I do not know if the system was totally broken, or if I just saw the worst of it. But I wonder, because they told us all day that most volunteers were submitting just fine, yet admitted at the end that all of Colorado had the wrong PIN's. They also said the system projected every swing state as pink or red.
Putting aside Hanlon's Razor ("never ascribe to malics what can be explained by incompetence") for a moment: what if some of these failures were due to partisan/hacker tampering?
If you owned the server(s), you could scramble a state's PINs. You could break redirects. You could bias the projections for overconfidence, or mark records as 'voted' or 'followed-up' that hadn't been.
With a little phone-hacking, you could make sure attempts to call-in with problems get no answers.

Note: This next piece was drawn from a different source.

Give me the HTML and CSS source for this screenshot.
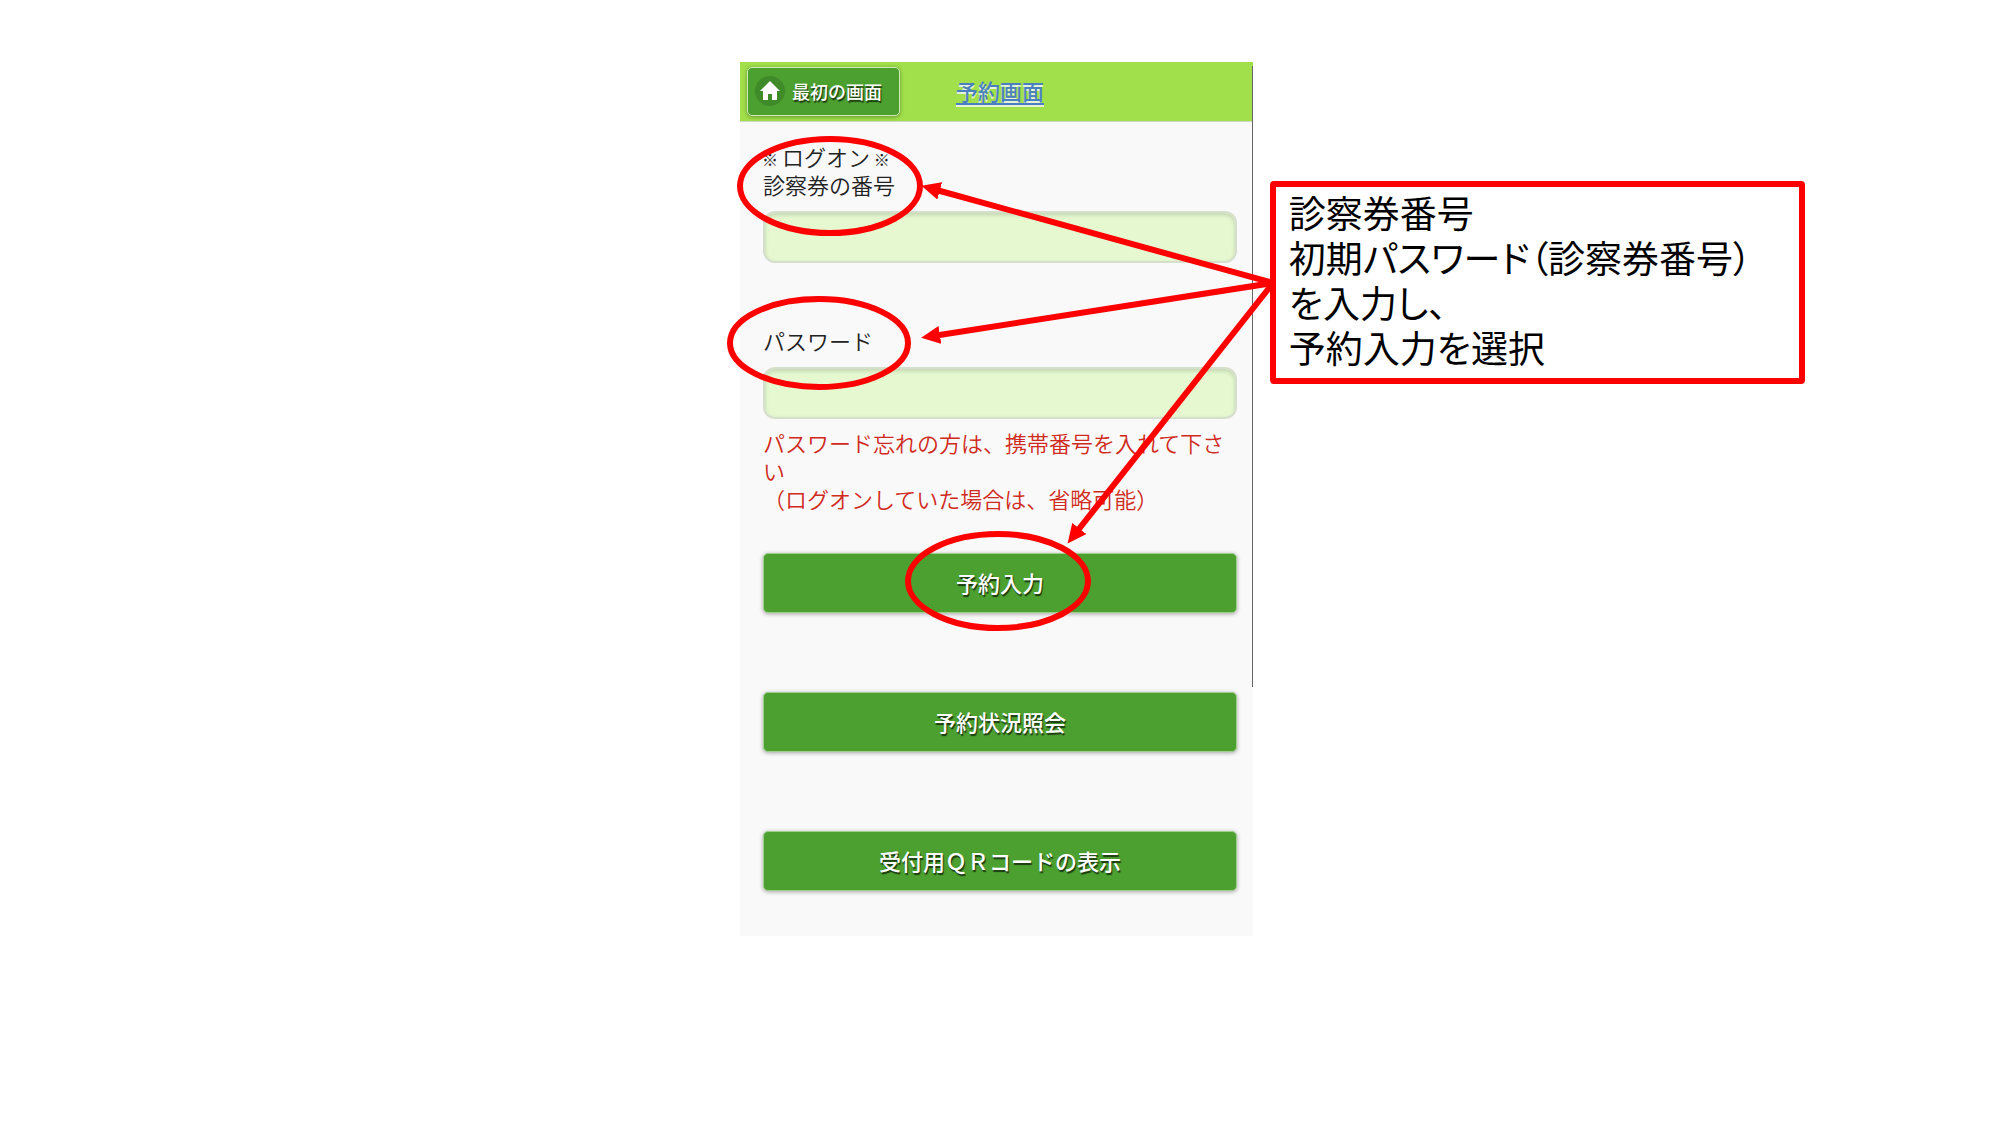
FILE: index.html
```html
<!DOCTYPE html>
<html lang="ja">
<head>
    <meta charset="UTF-8">
    <meta name="viewport" content="width=device-width, initial-scale=1.0">
    <title>予約画面</title>
    <link rel="stylesheet" href="styles.css">
</head>
<body>
<div class="slide">
    <div class="phone">
        <header>
            <button class="home" type="button">
                <svg class="home-icon" viewBox="0 0 30 30" aria-hidden="true">
                    <circle cx="15" cy="15" r="15" fill="#3f8a29"/>
                    <path d="M15 5 L25 15 H22 V24 H17 V18 H13 V24 H8 V15 H5 Z" fill="#fff"/>
                </svg>
                最初の画面
            </button>
            <h1><a href="#">予約画面</a></h1>
        </header>
        <form>
            <label for="card"><span class="kome">※</span> ログオン <span class="kome">※</span><br>診察券の番号</label>
            <input id="card" type="text">
            <label class="second" for="pass">パスワード</label>
            <input id="pass" type="password">
            <p class="note">パスワード忘れの方は、携帯番号を入れて下さい<br>（ログオンしていた場合は、省略可能）</p>
            <div class="buttons">
                <button type="button">予約入力</button>
                <button type="button">予約状況照会</button>
                <button type="button">受付用ＱＲコードの表示</button>
            </div>
        </form>
        <div class="scrollbar"></div>
    </div>

    <p class="callout">診察券番号<br>初期パスワード（診察券番号）<br>を入力し、<br>予約入力を選択</p>

    <!-- circles and arrows over the phone screen -->
    <svg class="marks" aria-hidden="true">
        <defs>
            <marker id="head" markerUnits="userSpaceOnUse" markerWidth="20" markerHeight="18" refX="7" refY="9" orient="auto">
                <path d="M0 0 L19 9 L0 18 Z" fill="#f00"/>
            </marker>
        </defs>
        <ellipse cx="41.5%" cy="186" rx="90" ry="47"/>
        <ellipse cx="40.95%" cy="343" rx="89" ry="44"/>
        <ellipse cx="49.9%" cy="581" rx="90" ry="47"/>
        <line x1="63.65%" y1="283" x2="46.65%" y2="189" marker-end="url(#head)"/>
        <line x1="63.65%" y1="283" x2="46.65%" y2="336" marker-end="url(#head)"/>
        <line x1="63.65%" y1="283" x2="53.75%" y2="534" marker-end="url(#head)"/>
    </svg>
</div>
</body>
</html>
```

FILE: styles.css
```css
* {
    box-sizing: border-box;
}

body {
    margin: 0;
    background-color: white;
    font-family: "Noto Sans CJK JP", sans-serif;
}

.slide {
    position: relative;
    display: flex;
    align-items: flex-start;
    padding-top: 62px;
    padding-left: 37%;
}

.phone {
    position: relative;
    flex: none;
    width: 40.7%;
    padding-bottom: 45px;
    background-color: #f9f9f9;
}

header {
    display: grid;
    grid-template-columns: 1fr auto 1fr;
    align-items: center;
    height: 60px;
    padding-left: 7px;
    background-color: #a1e04a;
    border-bottom: 1px solid #cfd8c0;
}

h1 {
    margin: 0;
    padding-bottom: 4px;
    font-size: 22px;
    line-height: 28px;
    font-weight: 500;
}

h1 a {
    color: #4a80c0;
    text-shadow: 0 2px 0 #e4f3d8;
    text-underline-offset: 3px;
}

button {
    padding: 0 12px 2px;
    font-family: inherit;
    font-weight: 500;
    color: white;
    background-color: #4ca030;
    text-shadow: 1px 2px 1px #1c3a10;
    border: 1px solid #9fd08c;
    border-radius: 5px;
    box-shadow: 0 1px 4px rgba(0, 0, 0, 0.35);
}

.home {
    justify-self: start;
    display: flex;
    align-items: center;
    gap: 7px;
    height: 49px;
    padding: 0 17px 2px 7px;
    font-size: 18px;
    white-space: nowrap;
    border-color: #cdeab8;
}

.home-icon {
    width: 30px;
    height: 30px;
}

form {
    padding: 20px 16px 0 23px;
}

label {
    display: block;
    margin-bottom: 13px;
    font-size: 22px;
    line-height: 28px;
    font-weight: 350;
    color: #222;
}

.second {
    margin-top: 63px;
}

.kome {
    margin: 0 -1px;
    font-size: 16px;
    line-height: 1;
    font-weight: 500;
}

input {
    display: block;
    width: 100%;
    height: 52px;
    padding: 0 12px;
    font-size: 22px;
    background-color: #e5f8d0;
    border: 2px solid #d6dfcc;
    border-radius: 12px;
    box-shadow: inset 0 2px 4px rgba(0, 0, 0, 0.15);
}

.note {
    margin: 9px 0 41px;
    font-size: 22px;
    line-height: 28px;
    font-weight: 350;
    color: #d02a20;
}

.buttons {
    display: flex;
    flex-direction: column;
    gap: 79px;
}

.buttons button {
    height: 60px;
    font-size: 22px;
}

.scrollbar {
    position: absolute;
    top: 4px;
    right: 0;
    width: 1px;
    height: 621px;
    background-color: #666;
}

.callout {
    flex: none;
    width: 42.5%;
    margin: 119px 0 0 17px;
    padding: 3px 13px 8px;
    font-size: 37px;
    line-height: 45px;
    font-feature-settings: "palt";
    color: black;
    background-color: white;
    border: 6px solid #f00;
    border-radius: 4px;
}

.marks {
    position: absolute;
    top: 0;
    left: 0;
    width: 100%;
    height: 100%;
    fill: none;
    stroke: #f00;
    stroke-width: 6px;
    pointer-events: none;
}

.marks marker {
    stroke: none;
}
```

A single skilled amoral hacker could more easily suppress thousands of actual votes this way, compared to voting-machine/voting-tabulation tampering. And the details could disappear more easily into the secrecy and cover-your-ass bullshitting that is common in a partisan, temporary campaign organization.
What a vulgar sentiment! President Obama is hardly a black Bush, whatever your thoughts about his policies. If you really believe they are the same--yet utterly fail to articulate your rationale--there probably isn't much reason to engage in a discussion with you.
Disagree w/ your specifics, strongly agree w/ the perception of a narrative being present. Agree that Romney was never in real danger of winning, disagree that he himself threw the contest. He wanted to win, it just wasn't in the cards.
1. Test your damn product before it goes live.
2. User feedback, user feedback, user feedback. Things like the confusion of the use of "app" (vs "website") and the lack of http->https routing scream of things that a developer would think are "obvious" but even the most basic user testing would reveal early on.
3. Stealth mode can be trouble. This may be a controversial opinion but I've learned to believe more and more that "Surprise! We're here!" approach does more harm than good. There are limited circumstances where this is not the case (situations where knowing the existence of a project can damage that project) but I emphasize limited.